What the task requires —
Extract each line bearing the word "index".

Data shown —
- - - -

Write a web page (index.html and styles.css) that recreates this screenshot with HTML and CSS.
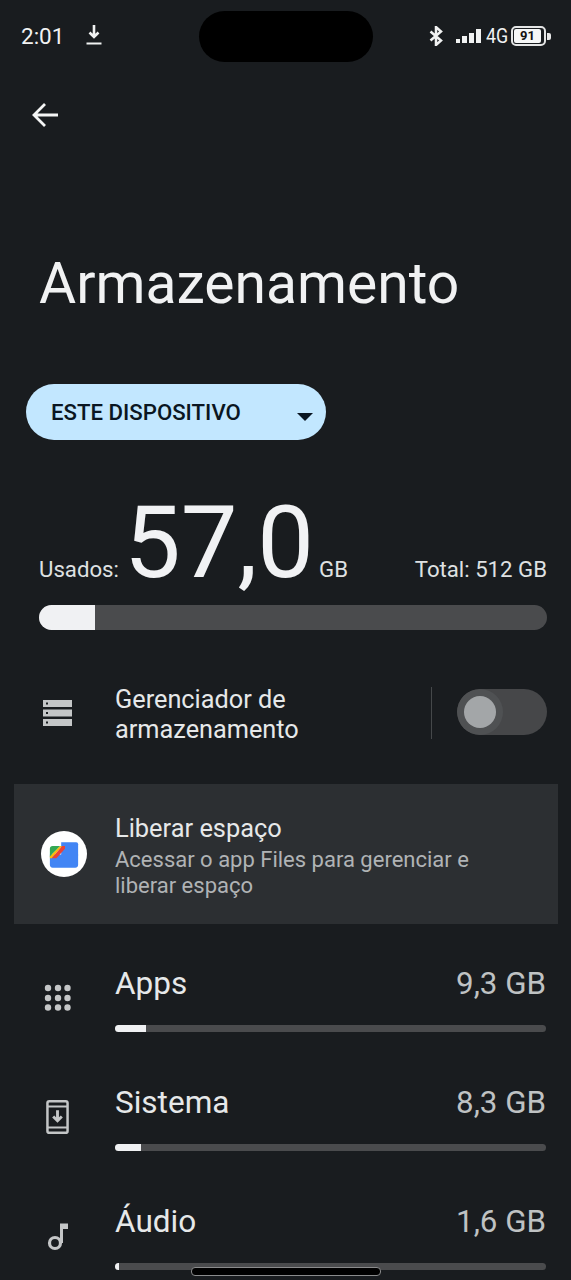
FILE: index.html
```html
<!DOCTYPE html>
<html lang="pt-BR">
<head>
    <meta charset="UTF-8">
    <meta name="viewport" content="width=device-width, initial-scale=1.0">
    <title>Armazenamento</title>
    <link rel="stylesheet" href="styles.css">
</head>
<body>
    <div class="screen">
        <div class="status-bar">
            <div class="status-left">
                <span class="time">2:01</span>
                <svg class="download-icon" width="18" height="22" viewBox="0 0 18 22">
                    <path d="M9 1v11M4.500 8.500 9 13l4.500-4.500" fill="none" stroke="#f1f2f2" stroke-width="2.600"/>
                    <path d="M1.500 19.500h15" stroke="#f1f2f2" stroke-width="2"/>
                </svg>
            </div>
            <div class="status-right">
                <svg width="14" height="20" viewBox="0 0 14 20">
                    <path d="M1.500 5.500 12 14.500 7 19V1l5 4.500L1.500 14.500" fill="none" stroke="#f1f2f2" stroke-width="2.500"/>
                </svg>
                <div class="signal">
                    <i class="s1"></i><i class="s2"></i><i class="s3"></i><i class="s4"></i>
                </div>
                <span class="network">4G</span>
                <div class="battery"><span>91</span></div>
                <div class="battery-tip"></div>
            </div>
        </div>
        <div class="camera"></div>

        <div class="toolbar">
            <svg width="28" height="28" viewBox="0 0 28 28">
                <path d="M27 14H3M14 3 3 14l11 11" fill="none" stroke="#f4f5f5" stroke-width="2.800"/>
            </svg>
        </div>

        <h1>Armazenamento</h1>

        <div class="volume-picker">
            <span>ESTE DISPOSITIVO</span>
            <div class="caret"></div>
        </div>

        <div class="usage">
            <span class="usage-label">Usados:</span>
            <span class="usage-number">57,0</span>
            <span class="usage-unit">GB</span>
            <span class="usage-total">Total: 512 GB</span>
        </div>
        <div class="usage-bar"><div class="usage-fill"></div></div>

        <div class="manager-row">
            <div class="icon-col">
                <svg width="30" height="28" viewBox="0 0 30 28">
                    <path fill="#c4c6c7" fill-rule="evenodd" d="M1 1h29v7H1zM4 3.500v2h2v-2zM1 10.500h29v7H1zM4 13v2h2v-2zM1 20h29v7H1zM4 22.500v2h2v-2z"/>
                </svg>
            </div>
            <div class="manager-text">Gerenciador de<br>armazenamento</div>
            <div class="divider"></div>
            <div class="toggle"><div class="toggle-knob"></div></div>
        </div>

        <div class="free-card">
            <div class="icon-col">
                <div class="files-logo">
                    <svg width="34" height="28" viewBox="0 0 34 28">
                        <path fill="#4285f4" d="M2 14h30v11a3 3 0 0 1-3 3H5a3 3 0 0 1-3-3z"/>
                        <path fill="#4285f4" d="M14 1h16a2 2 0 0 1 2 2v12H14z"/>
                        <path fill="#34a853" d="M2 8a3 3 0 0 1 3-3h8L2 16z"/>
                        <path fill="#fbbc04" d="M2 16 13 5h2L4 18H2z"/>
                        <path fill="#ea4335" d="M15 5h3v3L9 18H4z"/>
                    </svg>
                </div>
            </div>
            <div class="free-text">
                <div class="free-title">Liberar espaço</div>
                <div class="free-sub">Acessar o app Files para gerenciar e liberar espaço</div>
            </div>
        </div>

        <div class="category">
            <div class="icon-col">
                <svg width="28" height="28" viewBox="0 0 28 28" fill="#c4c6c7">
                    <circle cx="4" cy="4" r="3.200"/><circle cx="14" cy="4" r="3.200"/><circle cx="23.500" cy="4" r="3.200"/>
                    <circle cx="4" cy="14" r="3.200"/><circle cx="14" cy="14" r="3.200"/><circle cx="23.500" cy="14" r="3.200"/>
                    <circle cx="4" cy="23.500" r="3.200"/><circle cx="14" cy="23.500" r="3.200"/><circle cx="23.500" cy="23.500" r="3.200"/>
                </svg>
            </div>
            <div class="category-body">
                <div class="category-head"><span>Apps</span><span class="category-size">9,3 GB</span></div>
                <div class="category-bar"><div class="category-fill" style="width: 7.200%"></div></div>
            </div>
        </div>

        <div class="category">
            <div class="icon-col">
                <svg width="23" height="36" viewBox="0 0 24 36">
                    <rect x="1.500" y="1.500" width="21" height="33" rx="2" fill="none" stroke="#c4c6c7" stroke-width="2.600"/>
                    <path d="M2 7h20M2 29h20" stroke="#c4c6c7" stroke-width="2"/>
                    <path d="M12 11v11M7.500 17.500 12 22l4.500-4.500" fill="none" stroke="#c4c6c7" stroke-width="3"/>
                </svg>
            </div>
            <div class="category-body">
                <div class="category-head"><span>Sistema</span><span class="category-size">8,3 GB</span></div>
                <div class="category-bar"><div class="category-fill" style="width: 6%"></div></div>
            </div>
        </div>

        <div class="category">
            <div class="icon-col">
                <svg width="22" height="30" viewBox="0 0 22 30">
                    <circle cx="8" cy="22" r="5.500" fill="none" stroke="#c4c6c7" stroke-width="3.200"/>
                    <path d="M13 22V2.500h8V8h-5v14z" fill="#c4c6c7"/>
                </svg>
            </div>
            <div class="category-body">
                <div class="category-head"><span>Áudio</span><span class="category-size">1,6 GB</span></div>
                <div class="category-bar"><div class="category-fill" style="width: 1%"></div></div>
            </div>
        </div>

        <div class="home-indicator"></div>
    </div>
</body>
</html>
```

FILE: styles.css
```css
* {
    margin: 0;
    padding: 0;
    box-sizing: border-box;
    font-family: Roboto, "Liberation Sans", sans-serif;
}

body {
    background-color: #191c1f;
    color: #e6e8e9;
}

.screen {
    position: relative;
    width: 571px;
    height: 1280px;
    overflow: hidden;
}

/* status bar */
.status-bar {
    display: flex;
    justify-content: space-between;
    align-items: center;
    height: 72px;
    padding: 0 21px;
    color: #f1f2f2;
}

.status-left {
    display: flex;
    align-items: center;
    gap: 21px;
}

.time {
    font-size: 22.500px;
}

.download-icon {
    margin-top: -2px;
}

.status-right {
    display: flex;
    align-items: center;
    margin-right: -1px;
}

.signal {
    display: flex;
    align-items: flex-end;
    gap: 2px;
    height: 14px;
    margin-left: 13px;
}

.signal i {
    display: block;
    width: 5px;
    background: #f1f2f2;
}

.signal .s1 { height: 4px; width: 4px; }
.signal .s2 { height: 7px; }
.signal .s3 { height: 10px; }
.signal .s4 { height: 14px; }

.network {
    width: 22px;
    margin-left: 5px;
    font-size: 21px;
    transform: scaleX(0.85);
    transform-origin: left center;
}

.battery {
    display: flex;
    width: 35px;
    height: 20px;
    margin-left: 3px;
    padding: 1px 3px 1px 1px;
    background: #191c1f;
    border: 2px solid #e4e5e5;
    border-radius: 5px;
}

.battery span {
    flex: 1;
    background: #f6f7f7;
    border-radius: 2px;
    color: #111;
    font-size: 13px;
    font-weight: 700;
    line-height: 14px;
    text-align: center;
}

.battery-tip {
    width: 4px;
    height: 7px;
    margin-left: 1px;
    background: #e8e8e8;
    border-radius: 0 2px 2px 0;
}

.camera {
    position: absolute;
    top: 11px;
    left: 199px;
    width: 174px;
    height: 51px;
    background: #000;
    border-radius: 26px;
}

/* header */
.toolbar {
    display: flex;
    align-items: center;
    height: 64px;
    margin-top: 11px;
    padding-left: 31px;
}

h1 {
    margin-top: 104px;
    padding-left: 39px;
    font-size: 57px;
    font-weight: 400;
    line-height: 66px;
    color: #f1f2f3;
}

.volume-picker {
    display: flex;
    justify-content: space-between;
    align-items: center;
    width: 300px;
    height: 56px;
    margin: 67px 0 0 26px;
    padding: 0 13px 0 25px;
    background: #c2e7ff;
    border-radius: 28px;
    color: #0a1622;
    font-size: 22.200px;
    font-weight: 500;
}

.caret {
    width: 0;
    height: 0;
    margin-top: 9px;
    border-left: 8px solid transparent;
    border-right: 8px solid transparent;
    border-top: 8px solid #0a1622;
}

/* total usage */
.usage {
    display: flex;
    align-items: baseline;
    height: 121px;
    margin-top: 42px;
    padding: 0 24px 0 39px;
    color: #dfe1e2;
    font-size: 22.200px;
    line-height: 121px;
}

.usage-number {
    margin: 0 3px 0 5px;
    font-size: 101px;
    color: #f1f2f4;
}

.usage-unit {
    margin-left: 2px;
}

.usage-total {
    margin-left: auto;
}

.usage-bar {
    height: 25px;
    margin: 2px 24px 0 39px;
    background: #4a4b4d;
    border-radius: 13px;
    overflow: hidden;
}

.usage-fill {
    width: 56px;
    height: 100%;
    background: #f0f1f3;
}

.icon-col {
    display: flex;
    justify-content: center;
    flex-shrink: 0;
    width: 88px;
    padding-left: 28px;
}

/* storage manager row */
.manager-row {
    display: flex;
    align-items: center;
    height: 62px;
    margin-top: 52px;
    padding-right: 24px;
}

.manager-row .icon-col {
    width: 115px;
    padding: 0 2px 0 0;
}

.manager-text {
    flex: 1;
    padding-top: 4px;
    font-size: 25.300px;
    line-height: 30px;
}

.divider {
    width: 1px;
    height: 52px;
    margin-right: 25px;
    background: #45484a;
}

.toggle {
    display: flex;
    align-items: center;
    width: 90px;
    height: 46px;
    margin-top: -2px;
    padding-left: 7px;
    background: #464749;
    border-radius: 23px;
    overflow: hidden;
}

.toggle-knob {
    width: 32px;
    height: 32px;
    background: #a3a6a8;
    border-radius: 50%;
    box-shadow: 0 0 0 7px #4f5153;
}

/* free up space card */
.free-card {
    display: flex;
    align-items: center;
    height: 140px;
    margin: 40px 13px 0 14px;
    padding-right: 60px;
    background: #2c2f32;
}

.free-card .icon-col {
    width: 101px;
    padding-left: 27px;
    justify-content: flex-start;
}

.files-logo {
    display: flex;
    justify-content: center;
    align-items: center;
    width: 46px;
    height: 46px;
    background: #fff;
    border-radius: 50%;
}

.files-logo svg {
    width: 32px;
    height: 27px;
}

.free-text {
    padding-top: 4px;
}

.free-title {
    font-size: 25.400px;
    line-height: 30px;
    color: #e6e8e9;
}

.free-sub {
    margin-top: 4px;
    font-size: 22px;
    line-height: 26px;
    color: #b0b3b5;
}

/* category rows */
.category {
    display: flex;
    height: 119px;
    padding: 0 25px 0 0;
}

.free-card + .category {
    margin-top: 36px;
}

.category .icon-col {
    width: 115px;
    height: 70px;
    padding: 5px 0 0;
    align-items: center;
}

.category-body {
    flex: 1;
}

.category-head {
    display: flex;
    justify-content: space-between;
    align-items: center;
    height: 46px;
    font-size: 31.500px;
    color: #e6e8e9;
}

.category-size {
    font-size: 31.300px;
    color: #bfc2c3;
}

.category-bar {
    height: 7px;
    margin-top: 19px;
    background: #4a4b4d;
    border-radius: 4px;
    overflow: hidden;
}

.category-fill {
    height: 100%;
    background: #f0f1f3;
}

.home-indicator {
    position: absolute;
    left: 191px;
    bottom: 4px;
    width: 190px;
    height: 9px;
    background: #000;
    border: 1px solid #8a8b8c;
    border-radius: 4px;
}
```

- - - -

Response for this exercise —
Write a web page (index.html and styles.css) that recreates this screenshot with HTML and CSS.
FILE: index.html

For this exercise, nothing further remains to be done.